海堂尊さんみずからが語る半生・自作解説や、これまでの作品の登場人物一覧や相関図・年表などとともに、「ジェネラル・ルージュの凱旋」の前日譚として「ジェネラル・ルージュの伝説」という短編小説が収録されています。
ので、ここではその小説の感想を。




東城大学附属病院に勤める新米外科医・速水晃一は、自他ともに認める「期待の新人」。



しかし、傲岸不遜な態度や要領よく勤務をサボるその態度から、煙たがられ嫌われてもいた。



いつものように屋上の給水タンクの上で昼寝をしていた速水は、東城デパートから黒煙が上がっているのを発見する。



大量の搬送者が予測される事態だが、外科のトップ・佐伯院長を始め医局員のほとんどは学会のため東京に出張しており、留守組の責任者・黒崎助教授たちも江尻教授が講演をする公開市民講座に参加しており、外科にいる医師は実質速水のみ。

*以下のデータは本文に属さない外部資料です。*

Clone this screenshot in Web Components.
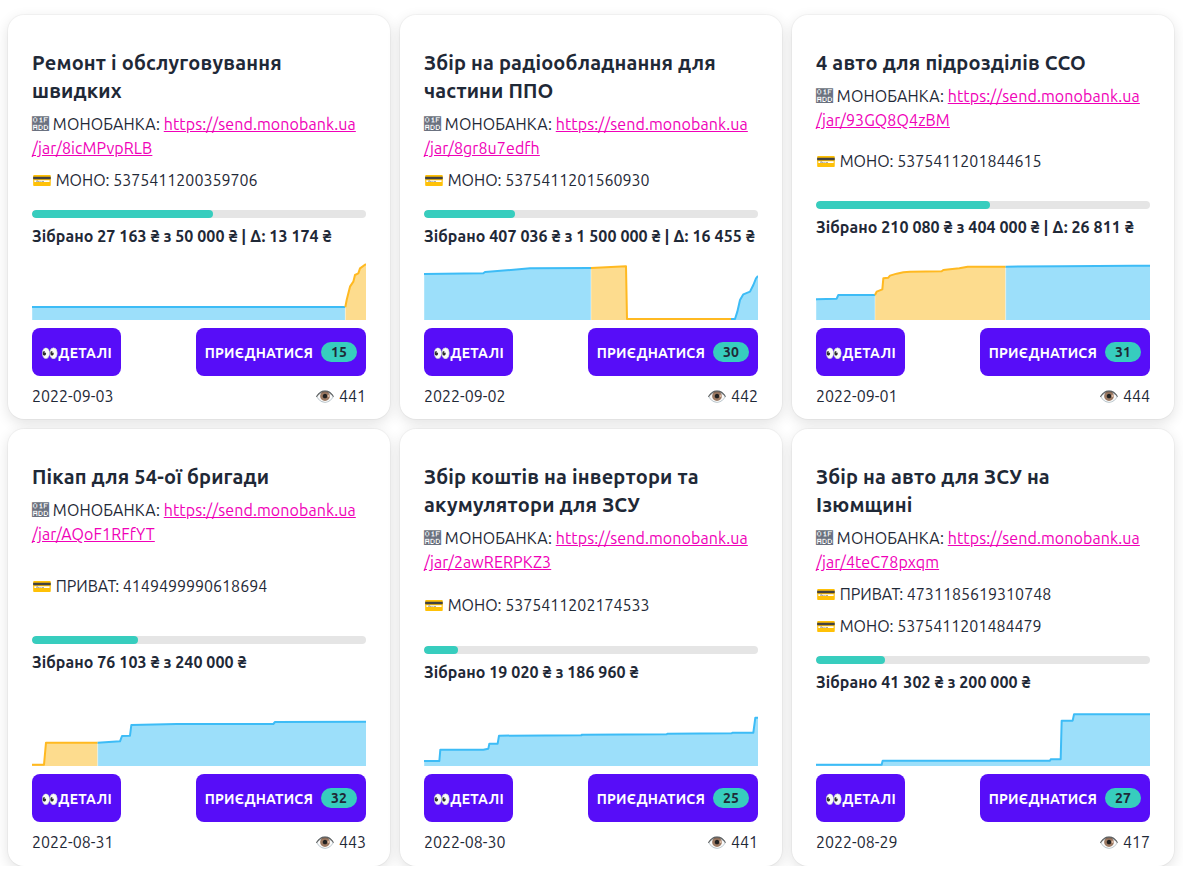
<!DOCTYPE html>
<html lang="uk">
<head>
<meta charset="utf-8">
<title>Збори</title>
<style>
  html, body { margin: 0; background: #fff; }
  body { padding: 15px 9px 0 8px; font-family: Ubuntu, "Noto Sans", "Open Sans", sans-serif; color: #1f2937; }
</style>
</head>
<body>
<fund-grid>
  <fund-card title="Ремонт і обслуговування швидких" jar="8icMPvpRLB" pct="54.3" raised="Зібрано 27 163 ₴ з 50 000 ₴ | Δ: 13 174 ₴" count="15" date="2022-09-03" views="441" box="96 24">
    <pay-line>МОНО: 5375411200359706</pay-line>
    <spark-line slot="chart" color="blue" pts="96,201 1036,201"></spark-line>
    <spark-line slot="chart" color="orange" pts="1036,201 1040,180 1050,140 1060,125 1065,105 1075,100 1080,85 1098,72"></spark-line>
  </fund-card>
  <fund-card title="Збір на радіообладнання для частини ППО" jar="8gr8u7edfh" pct="27.2" raised="Зібрано 407 036 ₴ з 1 500 000 ₴ | Δ: 16 455 ₴" count="30" date="2022-09-02" views="442" box="72 -6">
    <pay-line>МОНО: 5375411201560930</pay-line>
    <spark-line slot="chart" color="blue" pts="72,72 250,70 255,66 320,61 390,55 573,54"></spark-line>
    <spark-line slot="chart" color="orange" pts="573,54 678,49 681,207 993,207"></spark-line>
    <spark-line slot="chart" color="blue" pts="993,207 1005,207 1012,185 1020,150 1030,133 1050,125 1060,105 1068,85 1074,78"></spark-line>
  </fund-card>
  <fund-card title="4 авто для підрозділів ССО" jar="93GQ8Q4zBM" pct="52" raised="Зібрано 210 080 ₴ з 404 000 ₴ | Δ: 26 811 ₴" count="31" date="2022-09-01" views="444" box="48 -6">
    <pay-line>МОНО: 5375411201844615</pay-line>
    <spark-line slot="chart" color="blue" pts="48,148 110,146 115,135 225,135"></spark-line>
    <spark-line slot="chart" color="orange" pts="225,135 230,125 247,118 250,85 265,83 270,77 290,71 310,67 330,65 425,64 430,60 450,58 478,55 503,50 617,50"></spark-line>
    <spark-line slot="chart" color="blue" pts="617,50 785,49 1000,47 1050,47"></spark-line>
  </fund-card>
  <fund-card title="Пікап для 54-ої бригади" jar="AQoF1RFfYT" pct="31.7" raised="Зібрано 76 103 ₴ з 240 000 ₴" count="32" date="2022-08-31" views="443" box="96 -18">
    <pay-line>ПРИВАТ: 4149499990618694</pay-line>
    <spark-line slot="chart" color="orange" pts="96,194 132,194 138,128 293,128"></spark-line>
    <spark-line slot="chart" color="blue" pts="293,128 360,124 366,108 390,107 394,75 530,72 820,72 825,66 1098,65"></spark-line>
  </fund-card>
  <fund-card title="Збір коштів на інвертори та акумулятори для ЗСУ" jar="2awRERPKZ3" pct="10.2" raised="Зібрано 19 020 ₴ з 186 960 ₴" count="25" date="2022-08-30" views="441" box="72 -18">
    <pay-line>МОНО: 5375411202174533</pay-line>
    <spark-line slot="chart" color="blue" pts="72,183 118,183 121,149 250,149 265,146 268,131 293,131 297,107 545,106 545,104 800,103 802,101 995,100 997,98 1060,98 1066,53 1074,53"></spark-line>
  </fund-card>
  <fund-card title="Збір на авто для ЗСУ на Ізюмщині" jar="4teC78pxqm" pct="20.7" raised="Зібрано 41 302 ₴ з 200 000 ₴" count="27" date="2022-08-29" views="417" box="48 -18">
    <pay-line>ПРИВАТ: 4731185619310748</pay-line>
    <pay-line>МОНО: 5375411201484479</pay-line>
    <spark-line slot="chart" color="blue" pts="48,194 245,194 248,182 750,182 752,178 782,178 785,62 818,62 822,43 1050,43"></spark-line>
  </fund-card>
</fund-grid>

<script>
  class FundGrid extends HTMLElement {
    constructor() {
      super();
      this.attachShadow({ mode: "open" });
    }

    connectedCallback() {
      this.shadowRoot.innerHTML = `
        <style>
          :host {
            display: grid;
            grid-template-columns: repeat(3, 1fr);
            column-gap: 10px;
            row-gap: 10px;
          }
        </style>
        <slot></slot>
      `;
    }
  }

  class PayLine extends HTMLElement {
    constructor() {
      super();
      this.attachShadow({ mode: "open" });
    }

    connectedCallback() {
      this.shadowRoot.innerHTML = `
        <style>
          :host { display: block; font-size: 16px; line-height: 24px; margin-bottom: 8px; }
        </style>
        💳 <slot></slot>
      `;
    }
  }

  // one stretch of the chart, points are in the viewBox units of the card (3x)
  class SparkLine extends HTMLElement {
    constructor() {
      super();
      this.attachShadow({ mode: "open" });
    }

    connectedCallback() {
      const colors = {
        blue: { line: "#3dbcf6", fill: "#9cdffa" },
        orange: { line: "#ffb921", fill: "#fddc8e" }
      };
      const c = colors[this.getAttribute("color")];
      const pts = this.getAttribute("pts");
      const [bx, by] = this.closest("fund-card").getAttribute("box").split(" ").map(Number);
      const [first, firstY] = pts.split(" ")[0].split(",").map(Number);
      const last = pts.split(" ").pop().split(",")[0];
      const bottom = by + 216;
      this.shadowRoot.innerHTML = `
        <style>
          :host { position: absolute; inset: 0; display: block; }
          svg { display: block; width: 100%; height: 100%; }
        </style>
        <svg viewBox="${bx} ${by} 1002 216" preserveAspectRatio="none">
          <polygon points="${first},${bottom} ${pts} ${last},${bottom}" fill="${c.fill}"></polygon>
          <line x1="${first}" y1="${firstY + 4}" x2="${first}" y2="${bottom}" stroke="#fff" stroke-opacity=".6" stroke-width="2"></line>
          <polyline points="${pts}" fill="none" stroke="${c.line}" stroke-width="6" stroke-linejoin="round"></polyline>
        </svg>
      `;
    }
  }

  class FundCard extends HTMLElement {
    constructor() {
      super();
      this.attachShadow({ mode: "open" });
    }

    connectedCallback() {
      const attr = (name) => this.getAttribute(name);
      this.shadowRoot.innerHTML = `
        <style>
          :host {
            display: flex;
            flex-direction: column;
            justify-content: space-between;
            box-sizing: border-box;
            background: #fff;
            border-radius: 16px;
            padding: 33.9px 24px 11.6px;
            box-shadow: 0 0 0 1px rgba(0, 0, 0, .03), 0 4px 14px rgba(0, 0, 0, .12);
            font-size: 16px;
            line-height: 24px;
            color: #1f2937;
          }
          h2 { margin: 0 0 7px; font-size: 20px; line-height: 28px; font-weight: 700; letter-spacing: .17px; }
          a { color: #f000b8; text-decoration: underline; }
          .jar { margin-bottom: 8px; letter-spacing: .1px; }
          .tofu { font-size: 17px; color: #6b7280; }
          .pays { margin-bottom: 10px; }
          .bar { height: 8px; border-radius: 8px; background: #e5e5e5; overflow: hidden; }
          .bar div { height: 100%; border-radius: 8px; background: #37cdbe; }
          .raised { margin-top: 6px; font-size: 16px; font-weight: 700; letter-spacing: .07px; white-space: nowrap; }
          .chart { position: relative; height: 72px; overflow: hidden; }
          .actions { display: flex; justify-content: space-between; margin-top: 8px; }
          .btn {
            display: flex;
            align-items: center;
            height: 48px;
            box-sizing: border-box;
            padding: 2px 9px 0;
            border-radius: 8px;
            background: #570df8;
            color: #fff;
            font-size: 14px;
            font-weight: 700;
            letter-spacing: .17px;
            white-space: nowrap;
          }
          .btn.details { padding-right: 9px; letter-spacing: .3px; }
          .badge {
            display: flex;
            align-items: center;
            justify-content: center;
            width: 36px;
            height: 20px;
            margin: -2px 0 0 8px;
            border-radius: 10px;
            background: #37cdbe;
            color: #1f2937;
          }
          .foot { display: flex; justify-content: space-between; margin-top: 8px; }
        </style>
        <div class="head">
          <h2>${attr("title")}</h2>
          <div class="jar"><span class="tofu">&#x1FADD;</span> МОНОБАНКА: <a href="#">https://send.monobank.ua<wbr>/jar/${attr("jar")}</a></div>
        </div>
        <div class="pays"><slot></slot></div>
        <div class="progress">
          <div class="bar"><div style="width: ${attr("pct")}%"></div></div>
          <div class="raised">${attr("raised")}</div>
        </div>
        <div class="bottom">
          <div class="chart"><slot name="chart"></slot></div>
          <div class="actions">
            <div class="btn details">👀ДЕТАЛІ</div>
            <div class="btn">ПРИЄДНАТИСЯ<span class="badge">${attr("count")}</span></div>
          </div>
          <div class="foot">
            <span>${attr("date")}</span>
            <span>👁️ ${attr("views")}</span>
          </div>
        </div>
      `;
    }
  }

  customElements.define("fund-grid", FundGrid);
  customElements.define("fund-card", FundCard);
  customElements.define("pay-line", PayLine);
  customElements.define("spark-line", SparkLine);
</script>
</body>
</html>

現時点での外科の責任者として非常事態宣言を発令し、受け入れ体勢を整えたまではよかったものの、次々に運び込まれる重症患者たちに迫り来る『死』に、入院患者のゆるやかな死しか経験していなかった速水は打ちのめされる。



自信を喪失した速水に喝を入れたのは意外な人物で…。



「ジェネラル・ルージュ(血まみれ将軍)」という異名の元となった速水の伝説的行動が、今明かされる。



……………………



かっこええなぁー。
海堂作品の中でも「ジェネラル・ルージュの凱旋」が一番好きな私からすると、とても嬉しいサプライズプレゼントとも言える一編でした。



「ブラックペアン1988」や「ひかりの剣」で小生意気な若者だった速水は、こんな修羅場をたどって「凱旋」に繋がっていくんだなぁ、と感慨深いものがありました。



あと、一応オチ隠しのために名前は伏せますが、日和っていた速水に喝をいれたシーンはものすごくかっこいい。



これからも重要な脇役として活躍してほしいものです。